On the London club scene, he is adamant: “Now it’s shite. It was easy before, be it at the Wag or the Brain clubs. Most of the folks who ran the London clubs were involved in music in some way, but nowadays what little is left of the club scene is run by 12-year-old businessmen who have no interest at all in what’s being played and have no long-term idea of how to build a following for their venue. You tell them it takes a few months to build a following, and that they’ll have it for 10 years, but they’re not interested. But that’s not the world, it’s just London.

But the music world in general? Kids are looking for something that’s new, something different. Young folk are in real danger of all becoming consumer robots, but some want to be… rebellious, punky, different.

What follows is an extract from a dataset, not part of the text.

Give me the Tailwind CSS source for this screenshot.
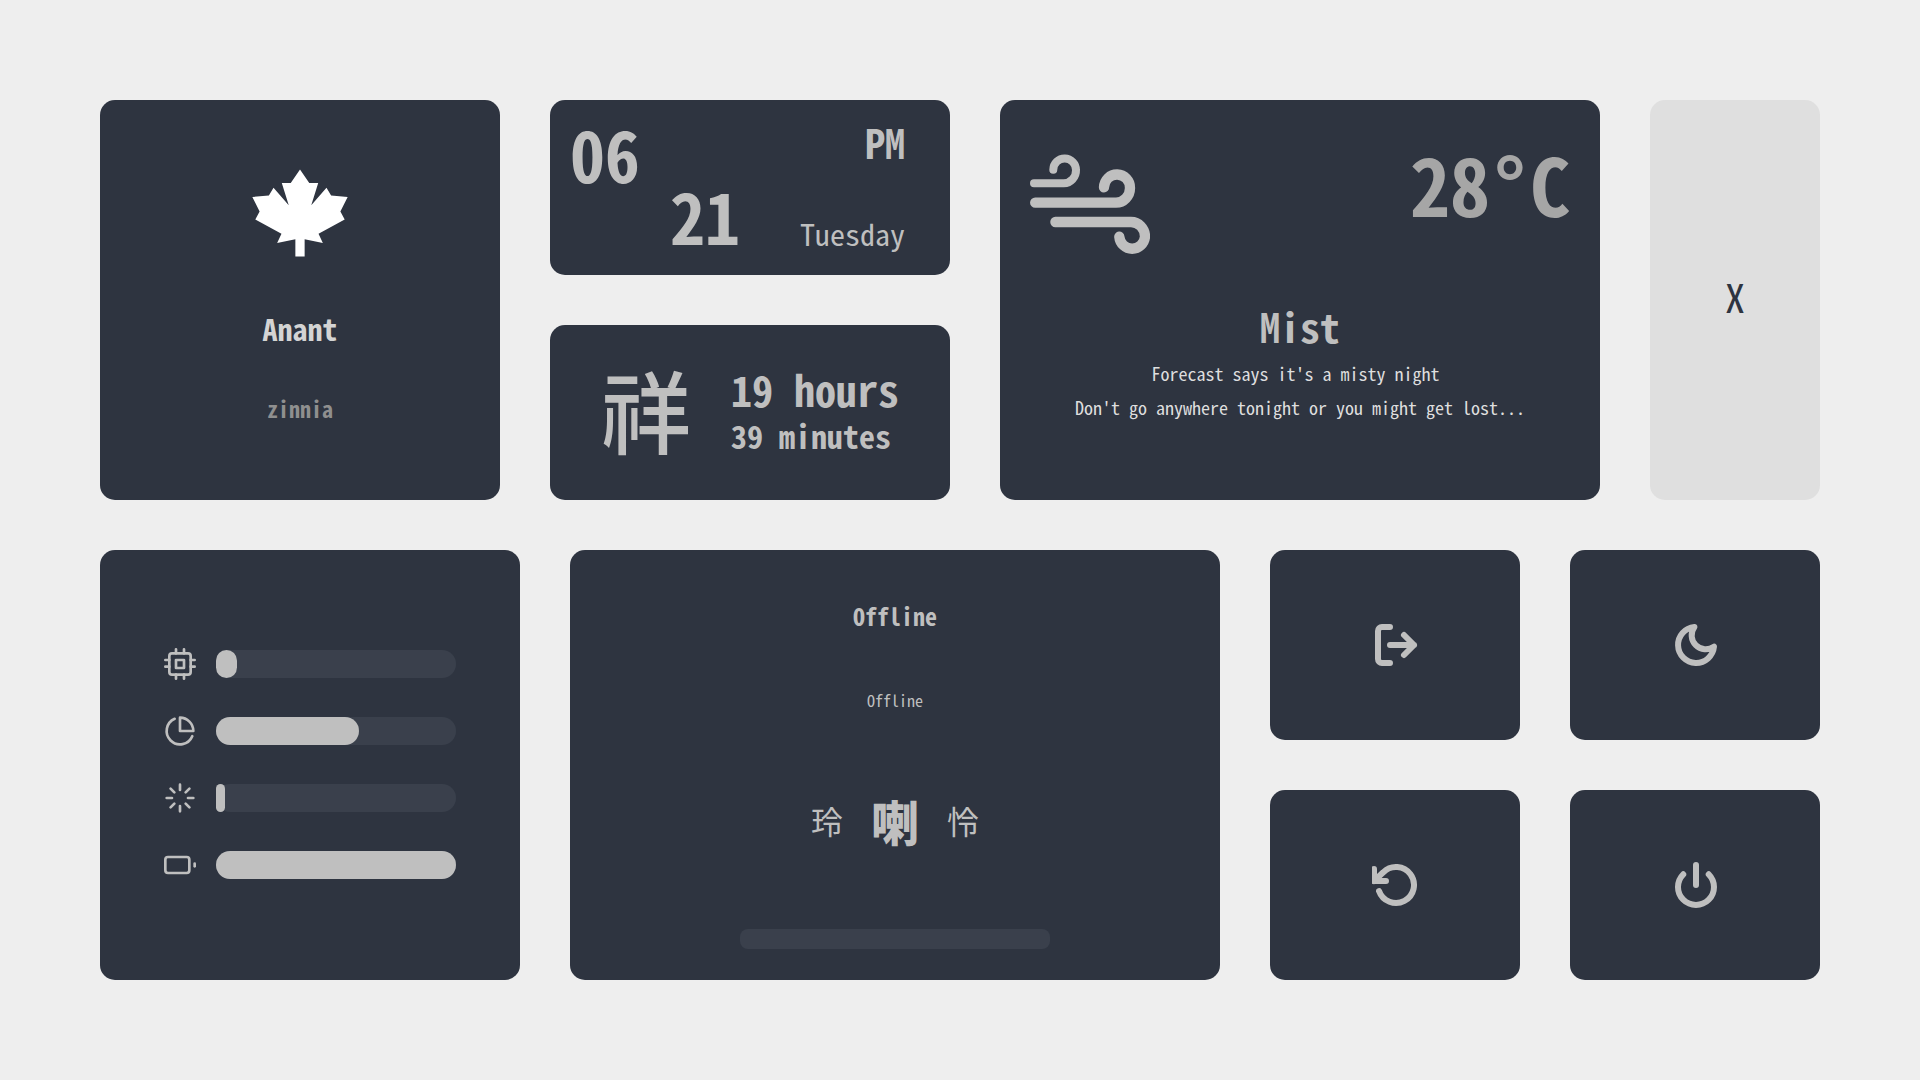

There is change afoot, and Keb’s experience and judgement have a role to play. “Come midnight in a club, it’s the young women who start dancing and showing an interest, and it’s those young women who will think afterwards, with any luck, ‘Let’s go there again’. Women respond faster to music, as far as I can tell.”

What a reversal, I suggest, with men who once danced floorboards to splinters now preferring to be the wall flowers. “A DJ should inspire,” he says, “should get you used to a new record, then drop it, then play something else, which makes you listen, should make you keep up. And learn. I do believe that if I can get folk to listen to really good satisfying music, it makes them happier people. They’ll be happier and feel richer in themselves.”

Then he grins wolfishly and sums up everything he’s about in one guileless sentence: “You can make a happier world with good quality music, and I really Adam and Eve that.”